- Regular Edition cover

Single by CNBLUE

from the album Euphoria
- Released: May 11, 2016
- Genre: Alternative rock, synthpop
- Length: 3:34
- Label: Warner Music Japan
- Songwriters: Jung Yong-hwa, Han Seung-hoon, Ko Jin-yeong

CNBLUE singles chronology
| "You're So Fine" (2016) | "Puzzle" (2016) | "Glory Days" (2016) |

= Puzzle (CNBLUE song) =

"Puzzle" is a song by South Korean pop rock band CNBLUE. It was released on May 11, 2016, as their 10th single under Warner Music Japan and 13th single overall in Japan. The song was written by lead vocalist Jung Yong-hwa. Revolving around the theme of a wedding, "Puzzle" deals with the idea of "eternal love".

The single was released in four editions: Regular Edition, Limited Editions A and B, and a fan club-only Boice Limited Edition. "Puzzle" debuted on the weekly Oricon Singles Chart at number four and has sold over 30,000 copies since its release. The band embarked on the CNBLUE Spring Live 2016 "We're Like a Puzzle" arena tour, where they held four concerts in Aichi, Tokyo, and Osaka.

==Background==
Due to the band's fifth anniversary since its major-label debut in Japan, Jung took interest in composing a song about marriage. With the idea of making a "flashy" lead single, he decided to write a "catchy" track. In crafting the song, Jung sought to create "pop melodies and lyrics with a story, but also linked to the visual, such as a CD jacket and music video".

"Puzzle" was announced as CNBLUE's 10th single on March 6, 2016, with a release date of May 11. It serves as commemoration for the band's major-label debut five years prior.

==Composition==
"Puzzle" was written by vocalist Jung Yong-hwa, and Japanese-language translations were provided by Hasegawa. The song was composed by Jung, Han Seung-hoon, and Ko Jin-yeong; it was arranged by the latter two. Described as a "bright" alternative rock and synthpop track, it is the band's first wedding-themed song; the lyrics revolves around "eternal love". He described the arrangement of the song as being "60% upper band sound and 40% dance music".

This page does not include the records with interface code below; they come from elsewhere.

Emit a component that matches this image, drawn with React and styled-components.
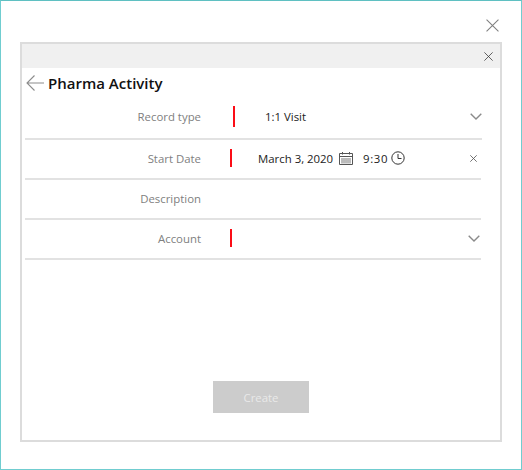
import styled, { createGlobalStyle } from 'styled-components'

const Global = createGlobalStyle`
  html, body { margin: 0; padding: 0; background: #fff; }
  body { font-family: "Open Sans", "Noto Sans", sans-serif; }
`

const CloseIcon = ({ size, color = '#777', width = 1 }) => (
  <svg width={size} height={size} viewBox="0 0 12 12" fill="none" stroke={color} strokeWidth={width}>
    <path d="M0.5 0.5L11.5 11.5M11.5 0.5L0.5 11.5" />
  </svg>
)

const Chevron = () => (
  <svg width="12" height="7" viewBox="0 0 12 7" fill="none" stroke="#8a8a8a" strokeWidth="1.4">
    <path d="M0.7 0.7L6 6L11.3 0.7" />
  </svg>
)

const BackArrow = () => (
  <svg width="18" height="16" viewBox="0 0 18 16" fill="none" stroke="#8c8c8c" strokeWidth="1.1">
    <path d="M18 8H1M8.5 0.5L1 8L8.5 15.5" />
  </svg>
)

const CalendarIcon = () => (
  <svg width="14" height="13" viewBox="0 0 14 13" fill="none" stroke="#555" strokeWidth="1">
    <path d="M0.5 1.5H13.5V12.5H0.5ZM0.5 4.5H13.5M3.5 0V2.5M10.5 0V2.5" />
    <path d="M3 6V11.5M5 6V11.5M7 6V11.5M9 6V11.5M11 6V11.5" strokeWidth="0.8" />
  </svg>
)

const ClockIcon = () => (
  <svg width="14" height="14" viewBox="0 0 14 14" fill="none" stroke="#333" strokeWidth="1">
    <circle cx="7" cy="7" r="6.2" />
    <path d="M7 3V7.5H10.5" />
  </svg>
)

export default function App() {
  return (
    <Window>
      <Global />
      <TopBar>
        <CloseIcon size={13} color="#808080" />
      </TopBar>
      <Panel>
        <PanelHeader>
          <CloseIcon size={9} color="#333" />
        </PanelHeader>
        <Body>
          <TitleRow>
            <BackArrow />
            <Title>Pharma Activity</Title>
          </TitleRow>

          <Row $first>
            <Label>Record type</Label>
            <Marker $left={32} $height={21} />
            <Value $left={30}>1:1 Visit</Value>
            <RowEnd $right={0}><Chevron /></RowEnd>
          </Row>

          <Row>
            <Label>Start Date</Label>
            <Marker $left={29} $height={18} />
            <Value $left={26}>
              March 3, 2020
              <CalendarIcon />
              <Time>9:30</Time>
              <ClockIcon />
            </Value>
            <RowEnd $right={4}><CloseIcon size={7} color="#555" width={1.4} /></RowEnd>
          </Row>

          <Row>
            <Label>Description</Label>
          </Row>

          <Row>
            <Label>Account</Label>
            <Marker $left={29} $height={18} />
            <RowEnd $right={1}><Chevron /></RowEnd>
          </Row>

          <Footer>
            <CreateButton disabled>Create</CreateButton>
          </Footer>
        </Body>
      </Panel>
    </Window>
  )
}

const Window = styled.div`
  box-sizing: border-box;
  width: 522px;
  height: 470px;
  padding: 0 19px;
  border: 1px solid #70cdd0;
  border-top-color: #5fc0c2;
  display: flex;
  flex-direction: column;
  overflow: hidden;
`

const TopBar = styled.div`
  height: 41px;
  flex: none;
  display: flex;
  justify-content: flex-end;
  align-items: flex-start;
  padding: 18px 3px 0 0;
  box-sizing: border-box;
`

const Panel = styled.div`
  box-sizing: border-box;
  width: 482px;
  height: 400px;
  border: 2px solid #dcdcdc;
  display: flex;
  flex-direction: column;
`

const PanelHeader = styled.div`
  height: 24px;
  flex: none;
  background: #f0f0f0;
  display: flex;
  align-items: center;
  justify-content: flex-end;
  padding-right: 7px;
`

const Body = styled.div`
  flex: 1;
  display: flex;
  flex-direction: column;
  padding: 0 19px 0 3px;
`

const TitleRow = styled.div`
  height: 30px;
  flex: none;
  display: flex;
  align-items: center;
  gap: 4px;
  padding-left: 1px;
`

const Title = styled.h1`
  margin: 0;
  font-size: 15px;
  font-weight: 600;
  color: #111;
`

const Row = styled.div`
  box-sizing: border-box;
  height: ${(p) => (p.$first ? '42px' : '40px')};
  margin-right: ${(p) => (p.$first ? '-1px' : '0')};
  padding-bottom: ${(p) => (p.$first ? '4px' : '2px')};
  border-bottom: 2px solid #e2e2e2;
  display: flex;
  align-items: center;
  font-size: 11.4px;
`

const Label = styled.span`
  width: 176px;
  flex: none;
  text-align: right;
  color: #808080;
`

const Marker = styled.span`
  width: 2px;
  height: ${(p) => p.$height}px;
  flex: none;
  margin-left: ${(p) => p.$left}px;
  background: #fb0d16;
`

const Value = styled.span`
  display: flex;
  align-items: center;
  gap: 6px;
  margin-left: ${(p) => p.$left}px;
  color: #222;
  white-space: nowrap;
`

const Time = styled.span`
  margin-left: 4px;
  margin-right: -3px;
  letter-spacing: 0.6px;
`

const RowEnd = styled.span`
  margin-left: auto;
  display: flex;
  padding-right: ${(p) => p.$right}px;
`

const Footer = styled.div`
  margin-top: auto;
  display: flex;
  justify-content: center;
  padding: 0 0 27px 16px;
`

const CreateButton = styled.button`
  width: 96px;
  height: 32px;
  border: none;
  background: #cccccc;
  color: #e9e9e9;
  font-family: inherit;
  font-size: 11.4px;
`
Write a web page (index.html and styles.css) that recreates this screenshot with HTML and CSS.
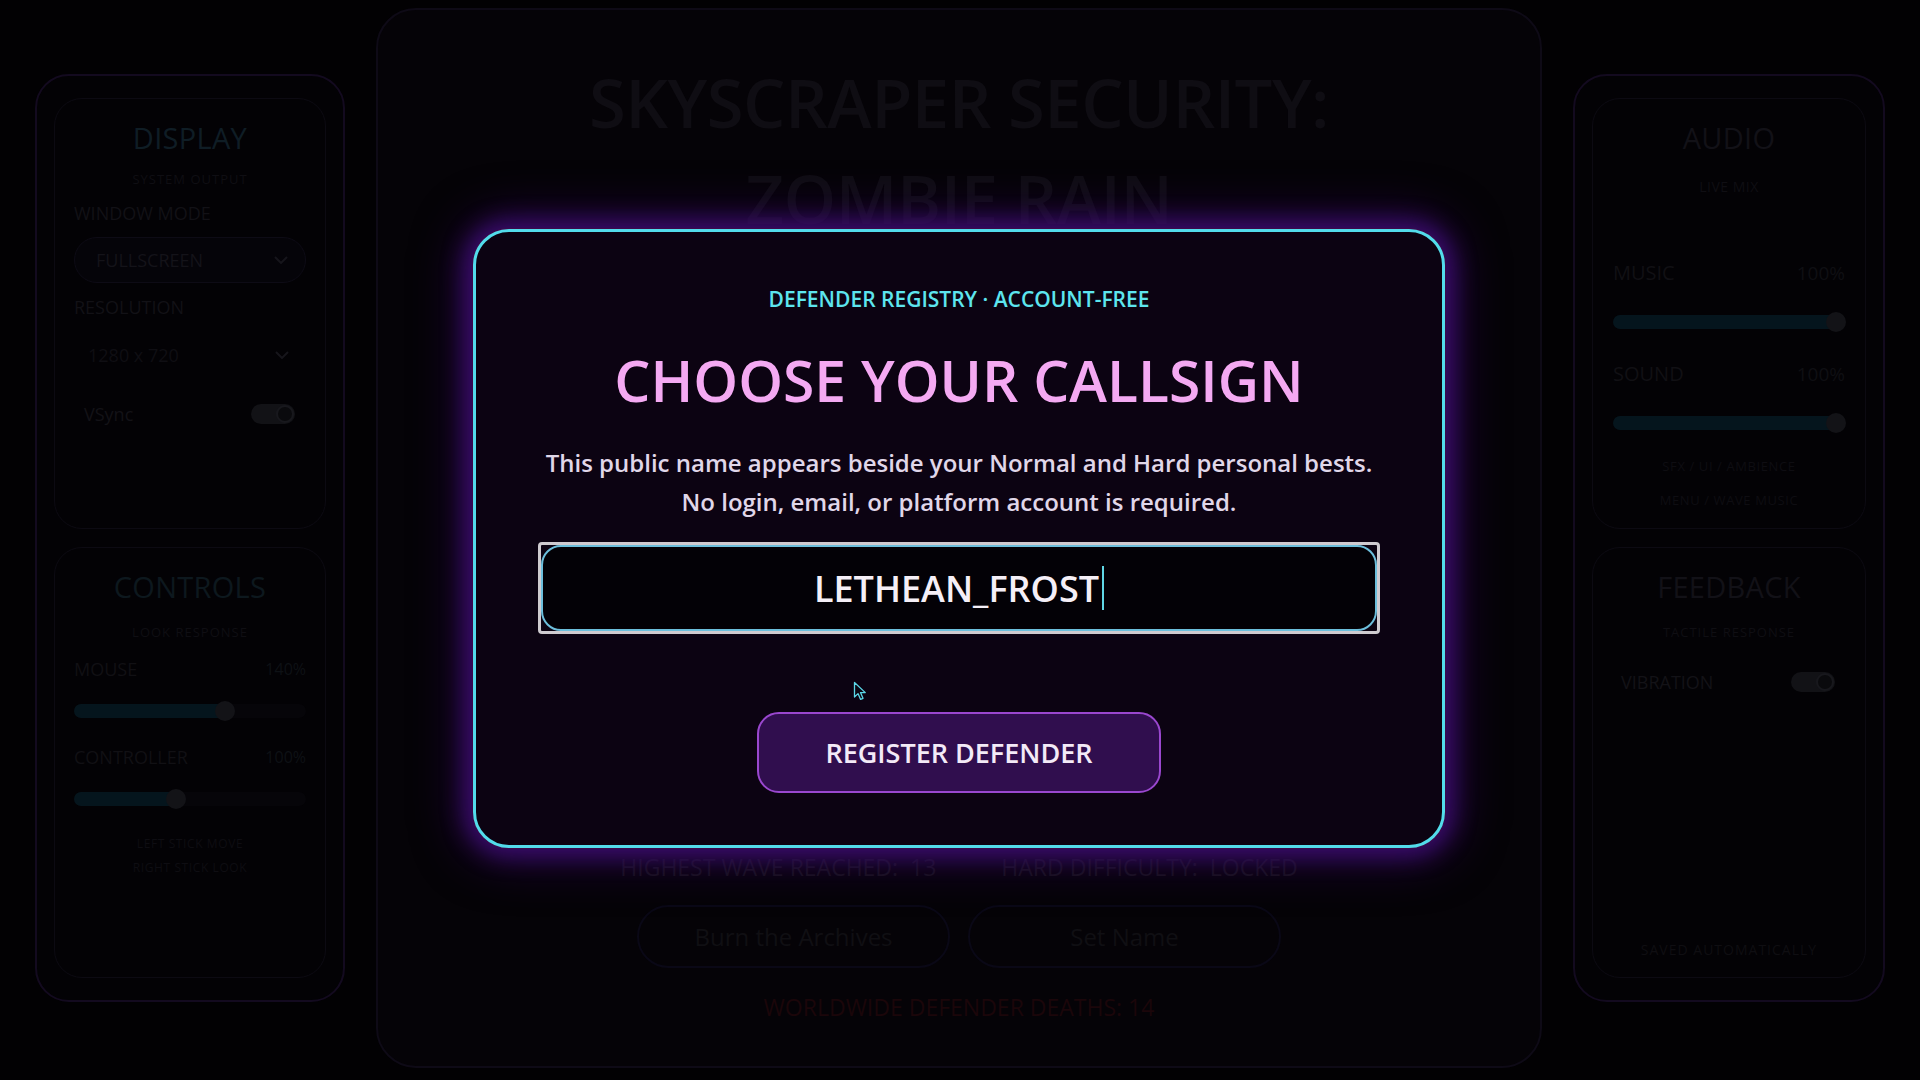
FILE: index.html
```html
<!DOCTYPE html>
<html lang="en">
<head>
<meta charset="utf-8">
<title>Skyscraper Security: Zombie Rain</title>
<link rel="stylesheet" href="styles.css">
</head>
<body>
<div class="screen">
  <!-- Left settings column -->
  <aside class="side">
    <section class="card">
      <h2 class="card-title teal">DISPLAY</h2>
      <p class="card-sub">SYSTEM OUTPUT</p>
      <div class="field-label mt-label1">WINDOW MODE</div>
      <div class="select boxed">
        <span>FULLSCREEN</span>
        <svg class="chev" viewBox="0 0 14 8" width="14" height="8"><polyline points="1,1 7,7 13,1"/></svg>
      </div>
      <div class="field-label mt-label2">RESOLUTION</div>
      <div class="select plain">
        <span>1280 x 720</span>
        <svg class="chev" viewBox="0 0 14 8" width="14" height="8"><polyline points="1,1 7,7 13,1"/></svg>
      </div>
      <div class="toggle-row vsync">
        <span class="toggle-label mixed">VSync</span>
        <span class="toggle"><span class="knob"></span></span>
      </div>
    </section>
    <section class="card">
      <h2 class="card-title teal2">CONTROLS</h2>
      <p class="card-sub sub-gap">LOOK RESPONSE</p>
      <div class="value-row mouse-row"><span>MOUSE</span><span class="val">140%</span></div>
      <div class="slider s-gap1"><span class="fill" style="width:65%"></span><span class="thumb" style="left:65%"></span></div>
      <div class="value-row ctrl-row"><span>CONTROLLER</span><span class="val">100%</span></div>
      <div class="slider s-gap2"><span class="fill" style="width:44%"></span><span class="thumb" style="left:44%"></span></div>
      <p class="hint hint-first">LEFT STICK MOVE</p>
      <p class="hint">RIGHT STICK LOOK</p>
    </section>
  </aside>

  <!-- Main menu -->
  <main class="center">
    <h1 class="game-title">SKYSCRAPER SECURITY:<br>ZOMBIE RAIN</h1>
    <div class="center-bottom">
      <div class="stats">
        <span>HIGHEST WAVE REACHED:&nbsp; 13</span>
        <span>HARD DIFFICULTY:&nbsp; LOCKED</span>
      </div>
      <div class="actions">
        <button class="ghost-btn">Burn the Archives</button>
        <button class="ghost-btn">Set Name</button>
      </div>
      <p class="deaths">WORLDWIDE DEFENDER DEATHS: 14</p>
    </div>
  </main>

  <!-- Right settings column -->
  <aside class="side side-right">
    <section class="card">
      <h2 class="card-title gray">AUDIO</h2>
      <p class="card-sub live">LIVE MIX</p>
      <div class="value-row big music-row"><span>MUSIC</span><span class="val">100%</span></div>
      <div class="slider r-gap1"><span class="fill" style="width:96%"></span><span class="thumb" style="left:96%"></span></div>
      <div class="value-row big sound-row"><span>SOUND</span><span class="val">100%</span></div>
      <div class="slider r-gap2"><span class="fill" style="width:96%"></span><span class="thumb" style="left:96%"></span></div>
      <p class="hint sfx">SFX / UI / AMBIENCE</p>
      <p class="hint menu-music">MENU / WAVE MUSIC</p>
    </section>
    <section class="card card-feedback">
      <h2 class="card-title gray">FEEDBACK</h2>
      <p class="card-sub sub-gap">TACTILE RESPONSE</p>
      <div class="toggle-row vibration">
        <span class="toggle-label">VIBRATION</span>
        <span class="toggle"><span class="knob"></span></span>
      </div>
      <p class="saved">SAVED AUTOMATICALLY</p>
    </section>
  </aside>
</div>

<!-- Callsign dialog -->
<div class="dialog" role="dialog" aria-labelledby="callsign-title">
  <p class="eyebrow">DEFENDER REGISTRY · ACCOUNT-FREE</p>
  <h2 id="callsign-title" class="dialog-title">CHOOSE YOUR CALLSIGN</h2>
  <p class="dialog-text">This public name appears beside your Normal and Hard personal bests.<br>No login, email, or platform account is required.</p>
  <div class="name-field">
    <div class="name-input"><span class="name-text">LETHEAN_FROST</span><span class="caret"></span></div>
  </div>
  <button class="register">REGISTER DEFENDER</button>
</div>

<svg class="pointer" viewBox="0 0 14 20" width="14" height="20"><path d="M1.5 1.5 L1.5 16 L5 12.6 L7.6 18.4 L10 17.3 L7.5 11.6 L12.3 11.6 Z"/></svg>
</body>
</html>
```
FILE: styles.css
```css
* { box-sizing: border-box; }

html, body {
  margin: 0;
  padding: 0;
  background: #020103;
  overflow: hidden;
}

body {
  font-family: "Open Sans", "Noto Sans", sans-serif;
  width: 1920px;
  height: 1080px;
}

p, h1, h2 { margin: 0; }

.screen {
  height: 1080px;
  display: grid;
  grid-template-columns: 310px 1fr 312px;
  column-gap: 31px;
  padding: 8px 35px 12px;
  align-items: center;
}

/* ---------- side columns ---------- */
.side {
  height: 928px;
  border: 2px solid #130a1f;
  border-radius: 34px;
  padding: 22px 17px;
  display: grid;
  grid-template-rows: 1fr 1fr;
  row-gap: 18px;
  background: #030205;
}

.card {
  min-height: 0;
  border: 1.5px solid #0c0a12;
  border-radius: 28px;
  padding: 21px 19px 0;
  display: flex;
  flex-direction: column;
  text-align: center;
}

.side-right .card { padding: 21px 20px 0; }
.side-right .card-feedback { padding-bottom: 16px; }

.card-title {
  font-size: 29px;
  line-height: 36px;
  font-weight: 400;
  letter-spacing: 0.3px;
}
.teal { color: #0f1d25; }
.teal2 { color: #0d181e; }
.gray { color: #121117; }

.card-sub {
  margin-top: 15px;
  font-size: 13px;
  line-height: 16px;
  letter-spacing: 1px;
  color: #0f0e13;
}
.sub-gap { margin-top: 19px; }
.live { margin-top: 23px; font-size: 14px; letter-spacing: 0.5px; }

.field-label {
  text-align: left;
  font-size: 18px;
  line-height: 22px;
  color: #121116;
}
.mt-label1 { margin-top: 15px; }
.mt-label2 { margin-top: 13px; }

.select {
  height: 46px;
  display: flex;
  align-items: center;
  justify-content: space-between;
  font-size: 18px;
  color: #141319;
}
.select.boxed {
  margin-top: 13px;
  border: 1.5px solid #0d0b15;
  border-radius: 23px;
  background: #050409;
  padding: 0 17px 0 21px;
}
.select.plain {
  margin-top: 14px;
  padding: 0 17px 0 14px;
  color: #0f0e13;
}
.chev {
  fill: none;
  stroke: #16151b;
  stroke-width: 2;
}

.toggle-row {
  display: flex;
  align-items: center;
  justify-content: space-between;
  height: 20px;
}
.vsync { margin-top: 26px; padding: 0 11px 0 10px; }
.vibration { margin-top: 32px; padding: 0 10px 0 8px; }

.toggle-label {
  font-size: 18px;
  color: #131217;
}

.toggle {
  position: relative;
  width: 44px;
  height: 20px;
  border-radius: 10px;
  background: #121216;
}
.knob {
  position: absolute;
  right: 1px;
  top: 1px;
  width: 18px;
  height: 18px;
  border-radius: 50%;
  background: #0a0a0d;
  border: 2px solid #18181d;
}

.value-row {
  display: flex;
  justify-content: space-between;
  align-items: center;
  font-size: 18px;
  line-height: 22px;
  color: #111014;
}
.value-row .val { font-size: 16px; color: #0e1115; }
.value-row.big { font-size: 20px; }
.value-row.big .val { font-size: 19px; color: #0f0f13; }

.mouse-row { margin-top: 18px; }
.ctrl-row { margin-top: 28px; }
.music-row { margin-top: 67px; }
.sound-row { margin-top: 34px; }

.slider {
  position: relative;
  height: 14px;
  border-radius: 7px;
  background: #060509;
}
.s-gap1 { margin-top: 24px; }
.s-gap2 { margin-top: 24px; }
.r-gap1 { margin-top: 31px; }
.r-gap2 { margin-top: 31px; }

.fill {
  display: block;
  height: 100%;
  border-radius: 7px;
  background: #05151d;
}
.thumb {
  position: absolute;
  top: -3px;
  width: 20px;
  height: 20px;
  margin-left: -10px;
  border-radius: 50%;
  background: #131317;
}

.hint {
  font-size: 12px;
  line-height: 24px;
  letter-spacing: 0.6px;
  color: #0e0d12;
}
.hint-first { margin-top: 26px; }
.sfx { margin-top: 25px; font-size: 13px; line-height: 22px; }
.menu-music { margin-top: 12px; font-size: 13px; line-height: 22px; }

.saved {
  margin-top: auto;
  font-size: 14px;
  line-height: 22px;
  letter-spacing: 1px;
  color: #0f0e12;
}

/* ---------- main menu ---------- */
.center {
  height: 1060px;
  border: 2px solid #0e0a16;
  border-radius: 40px;
  background: #050307;
  display: flex;
  flex-direction: column;
  align-items: center;
  padding: 44px 40px 47px;
}

.game-title {
  font-size: 67px;
  line-height: 96px;
  font-weight: 600;
  color: #0f0d13;
  text-align: center;
  letter-spacing: -0.5px;
}

.center-bottom {
  margin-top: auto;
  display: flex;
  flex-direction: column;
  align-items: center;
}

.stats {
  display: flex;
  gap: 65px;
  font-size: 23px;
  line-height: 30px;
  color: #151318;
}

.actions {
  margin-top: 23px;
  display: flex;
  gap: 18px;
}
.ghost-btn {
  width: 313px;
  height: 63px;
  border: 2px solid #0a0816;
  border-radius: 32px;
  background: transparent;
  font-family: inherit;
  font-size: 24px;
  color: #100f13;
}

.deaths {
  margin-top: 27px;
  font-size: 23px;
  line-height: 24px;
  color: #1b060a;
}

/* ---------- callsign dialog ---------- */
.dialog {
  position: absolute;
  left: 473px;
  top: 229px;
  width: 972px;
  height: 619px;
  border: 3px solid #52dceb;
  border-radius: 36px;
  background: #0c0312;
  box-shadow:
    0 0 0 1px #3c0a4a,
    0 0 22px 8px #3a0c6c,
    0 0 48px 12px rgba(58, 10, 110, 0.55);
  padding: 53px 40px 0;
  display: flex;
  flex-direction: column;
  align-items: center;
  text-align: center;
}

.eyebrow {
  font-size: 21px;
  line-height: 28px;
  font-weight: 600;
  color: #5de5ee;
}

.dialog-title {
  margin-top: 33px;
  font-size: 57px;
  line-height: 68px;
  font-weight: 600;
  color: #f4a9f2;
}

.dialog-text {
  margin-top: 29px;
  font-size: 24px;
  line-height: 39px;
  font-weight: 600;
  color: #e0d7e9;
}

.name-field {
  margin-top: 21px;
  width: 842px;
  height: 92px;
  border: 3px solid #cfcbd0;
  border-radius: 4px;
}
.name-input {
  height: 100%;
  border: 2px solid #6cbedb;
  border-radius: 20px;
  background: #030106;
  display: flex;
  align-items: center;
  justify-content: center;
}
.name-text {
  font-size: 36px;
  font-weight: 600;
  color: #f5eff7;
}
.caret {
  width: 2px;
  height: 44px;
  margin-left: 3px;
  background: #5fd6e4;
}

.register {
  margin-top: 78px;
  width: 404px;
  height: 81px;
  border: 2px solid #9a47cf;
  border-radius: 22px;
  background: #300e4e;
  font-family: inherit;
  font-size: 27px;
  font-weight: 600;
  color: #f3eaf7;
}

.pointer {
  position: absolute;
  left: 853px;
  top: 681px;
  fill: #0b0612;
  stroke: #5bd6e6;
  stroke-width: 1.3;
  stroke-linejoin: round;
}
```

The single was accompanied by two coupling tracks. "Take Me Higher" was written by Jung and Takashi Ogawa. Likewise, the song was composed by Jung, Han, and Ko; it was arranged by Shogo Ohnishi. Lyrically, the songs conveys the band's sentiment of exceeding its potential. "Be My Lover" was written by Lee Jong-hyun, who also composed the track alongside Kim Jae-yang and Park Hyun-woo; it was arranged by the latter two. Additional guitars were provided by Lee Tae-wook and Park, and additional bass provided by Ko. In order to express its "poetic sentiment", the song is sung entirely in English to capture the "emotions, feelings, and delicate nuances" of the lyrics. All three songs were recorded in Seoul at the FNC Entertainment Studio.

==Release and promotion==
The music video for "Puzzle" was scheduled to be broadcast on Tokyo Broadcasting System Television's variety show Ōsama no Brunch (王様のブランチ」に) on April 16, but was postponed following the Kumamoto earthquake earlier that day. Instead, a 90-second preview was released on Yahoo! Japan's video on demand service GyaO later that day. The full music video was uploaded onto YouTube two days later. The title track was released as a digital download on May 4. This was followed by the release of a video digest for the single on the subsequent day.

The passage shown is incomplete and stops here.